42. —(1) (a) Without prejudice to section 71 , (which concerns pilotage bye-laws), a company may make bye-laws with respect to the use of, and the safety of navigation within, its harbour and generally with respect to the regulation of its harbour and property.

(b) Without prejudice to the generality of paragraph (a), a company may, in relation to its harbour, make bye-laws for all or any of the purposes mentioned in Part I of the Sixth Schedule .

(2) A person who contravenes a provision of bye-laws made under this section shall be guilty of an offence.

(3) A bye-law made under—

(a) section 60 of the Act of 1946, or

(b) any enactment relating to Dún Laoghaire Harbour,

that is in force immediately before the relevant vesting day and relates to a company's harbour shall continue in force in relation to that harbour as if made under this section and may be amended or revoked accordingly by the said company.

Transfer of functions from one company to another company.
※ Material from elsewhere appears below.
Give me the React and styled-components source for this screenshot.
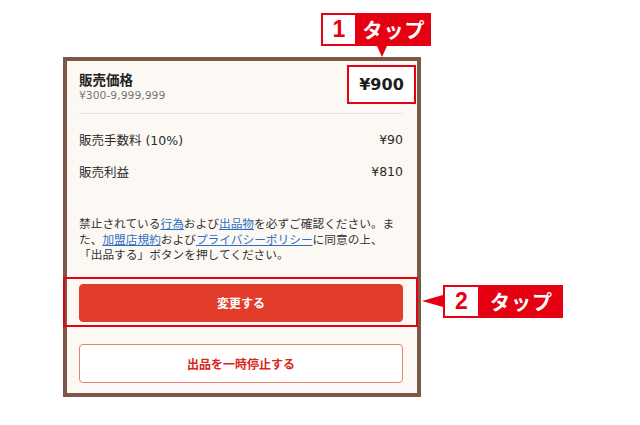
import React from "react";
import styled, { createGlobalStyle } from "styled-components";

const GlobalStyle = createGlobalStyle`
  body {
    margin: 0;
    background: #ffffff;
    font-family: "DejaVu Sans", "Noto Sans CJK JP", sans-serif;
    color: #222222;
  }
`;

const Page = styled.div`
  width: 640px;
  height: 425px;
  padding: 57px 0 0 63px;
  box-sizing: border-box;
`;

const Frame = styled.div`
  position: relative;
  width: 358px;
  height: 340px;
  box-sizing: border-box;
  border: 4px solid #7b5848;
  background: #fcf9f5;
  padding: 0 14px 0 12px;
  display: flex;
  flex-direction: column;
`;

const Header = styled.div`
  height: 52px;
  display: flex;
  align-items: center;
  justify-content: space-between;
  border-bottom: 1px solid #ebe5df;
`;

const TitleBlock = styled.div`
  display: flex;
  flex-direction: column;
  gap: 2px;
`;

const Title = styled.div`
  font-family: "Noto Sans CJK JP", sans-serif;
  font-size: 13.5px;
  font-weight: 700;
  line-height: 16px;
`;

const Sub = styled.div`
  font-size: 10.8px;
  line-height: 14px;
  color: #777777;
`;

const Price = styled.div`
  font-size: 16px;
  font-weight: 700;
  color: #1d1d1d;
`;

const Rows = styled.div`
  padding-top: 9px;
  display: flex;
  flex-direction: column;
`;

const Row = styled.div`
  height: 32px;
  display: flex;
  align-items: center;
  justify-content: space-between;
  font-size: 12.5px;
  color: #2a2a2a;
`;

const Notice = styled.p`
  margin: 28px 0 0;
  font-family: "Noto Sans CJK JP", sans-serif;
  font-size: 11.7px;
  line-height: 15.5px;
  color: #333333;
  white-space: nowrap;
`;

const Link = styled.a`
  color: #2f6fbf;
  text-decoration: underline;
`;

const Button = styled.button`
  display: block;
  width: 100%;
  height: ${(p) => (p.$outline ? "39px" : "38px")};
  margin-top: 22px;
  border-radius: 4px;
  border: 1px solid ${(p) => (p.$outline ? "#e8826f" : "#e23d2a")};
  background: ${(p) => (p.$outline ? "#ffffff" : "#e23d2a")};
  color: ${(p) => (p.$outline ? "#d9261a" : "#ffffff")};
  font-family: "Noto Sans CJK JP", sans-serif;
  font-size: 12px;
  font-weight: 700;
  cursor: pointer;
`;

/* red outlines drawn over the tapped parts */
const Highlight = styled.div`
  position: absolute;
  left: ${(p) => p.$left}px;
  top: ${(p) => p.$top}px;
  width: ${(p) => p.$w}px;
  height: ${(p) => p.$h}px;
  box-sizing: border-box;
  border: 2px solid #e50012;
  background: ${(p) => (p.$fill ? "#ffffff" : "transparent")};
  display: flex;
  align-items: center;
  justify-content: center;
  pointer-events: none;
`;

const Callout = styled.div`
  position: absolute;
  left: ${(p) => p.$left}px;
  top: ${(p) => p.$top}px;
  height: 33px;
  display: flex;

  &::after {
    content: "";
    position: absolute;
    ${(p) =>
      p.$point === "down"
        ? `
      left: 56px;
      top: 33px;
      border-left: 5px solid transparent;
      border-right: 5px solid transparent;
      border-top: 11px solid #e50012;
    `
        : `
      left: -21px;
      top: 10px;
      border-top: 6px solid transparent;
      border-bottom: 6px solid transparent;
      border-right: 21px solid #e50012;
    `}
  }
`;

const Num = styled.div`
  width: ${(p) => p.$w}px;
  box-sizing: border-box;
  border: 2px solid #e50012;
  background: #ffffff;
  color: #e50012;
  font-family: "Liberation Sans", Arial, sans-serif;
  font-size: 23px;
  font-weight: 700;
  display: flex;
  align-items: center;
  justify-content: center;
`;

const Label = styled.div`
  width: ${(p) => p.$w}px;
  background: #e50012;
  color: #ffffff;
  font-family: "Noto Sans CJK JP", sans-serif;
  font-size: 20px;
  font-weight: 700;
  display: flex;
  align-items: center;
  justify-content: center;
  letter-spacing: 1px;
`;

export default function App() {
  return (
    <Page>
      <GlobalStyle />
      <Frame>
        <Header>
          <TitleBlock>
            <Title>販売価格</Title>
            <Sub>¥300-9,999,999</Sub>
          </TitleBlock>
        </Header>
        <Rows>
          <Row>
            <span>販売手数料 (10%)</span>
            <span>¥90</span>
          </Row>
          <Row>
            <span>販売利益</span>
            <span>¥810</span>
          </Row>
        </Rows>
        <Notice>
          禁止されている<Link>行為</Link>および<Link>出品物</Link>を必ずご確認ください。ま
          <br />
          た、<Link>加盟店規約</Link>および<Link>プライバシーポリシー</Link>に同意の上、
          <br />
          「出品する」ボタンを押してください。
        </Notice>
        <Button>変更する</Button>
        <Button $outline>出品を一時停止する</Button>

        <Highlight $left={280} $top={4} $w={69} $h={39} $fill>
          <Price>¥900</Price>
        </Highlight>
        <Highlight $left={-4} $top={216} $w={355} $h={50} />

        <Callout $left={254} $top={-48} $point="down">
          <Num $w={36}>1</Num>
          <Label $w={74}>タップ</Label>
        </Callout>
        <Callout $left={376} $top={224} $point="left">
          <Num $w={37}>2</Num>
          <Label $w={83}>タップ</Label>
        </Callout>
      </Frame>
    </Page>
  );
}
43. —(1) If on an application being made to the Minister by one or more of the companies referred to in this subsection requesting the making of an order under this section, the Minister is of the opinion that the functions conferred on a company or companies by or under this Act in respect of a harbour or harbours could in a more cost-effective and efficient manner be performed by another company, being a company established pursuant to section 7 , he or she may by order transfer the said functions of the company or companies (which or each of which is referred to in this section as a “transferor company”) to that other company (which is referred to in this section as the “transferee company”).

(2) An order under this section shall only be made with the consent of each of the companies to which the order relates.

(3) An order under this section shall provide for such of the following matters as the circumstances require:

(a) the transfer to the transferee company of the whole or any part of the undertaking and of the property or liabilities of any transferor company,

(b) the continuation by or against the transferee company of any legal proceedings pending by or against any transferor company,

(c) the transfer into the employment of the transferee company of members of the staff of any transferor company and the scales of pay and conditions of service to apply to such staff,

(d) an alteration in the name of the transferee company,

(e) the dissolution, without winding up, of any transferor company and the disposal for the benefit of the Exchequer of any of its property which is surplus to the requirements of the transferee company,

(f) such incidental, consequential and supplementary matters as are necessary to secure that the transfer of functions shall be fully and effectively carried out.

(4) As respects a member of the staff of a transferor company transferred into the employment of a transferee company by an order under this section, the provisions of sections 39 , 40 and 41 shall, to the extent that they applied to that member before such transfer, continue to apply to him or her after such transfer and while he or she remains in the employment of the transferee company and for this purpose references in the said provisions to a company shall be construed as references to the transferee company and the said provisions shall otherwise be construed so as to have effect in relation to the said person while he or she remains in such employment.

General ministerial powers.

44. —(1) The Minister may, after consultation with the company, give a direction in writing to a company requiring it to comply with policy decisions of a general kind made by the Minister in relation to—

(a) the development of harbours,

(b) the safety of ships, navigation and operations generally in harbours,

(c) the levels of harbour charges imposed by a company or companies,

(d) the acquisition or disposal of lands by a company or companies (including by way of the grant of a lease), or

(e) any other matters affecting the functions of a company or companies.

(2) A company shall comply with a direction given to it under subsection (1).

(3) Subsection (1) shall not be construed as enabling the Minister to exercise any power or control in relation to the performance in particular circumstances by a company of a function conferred on it by or under this Act.

(4) (a) The Minister may stipulate, in consultation with the company and with the consent of the Minister for Finance, financial or other targets to be achieved by a company. In stipulating such targets the Minister shall have due regard to any direction he or she has given to the company concerned under subsection (1).

(b) The Minister may having due regard to the capacity of the company concerned to achieve the financial targets that have been stipulated under paragraph (a) in respect of it and after consultation with the Minister for Finance, stipulate the dividends to be paid by a company in respect of the shares held in its share capital.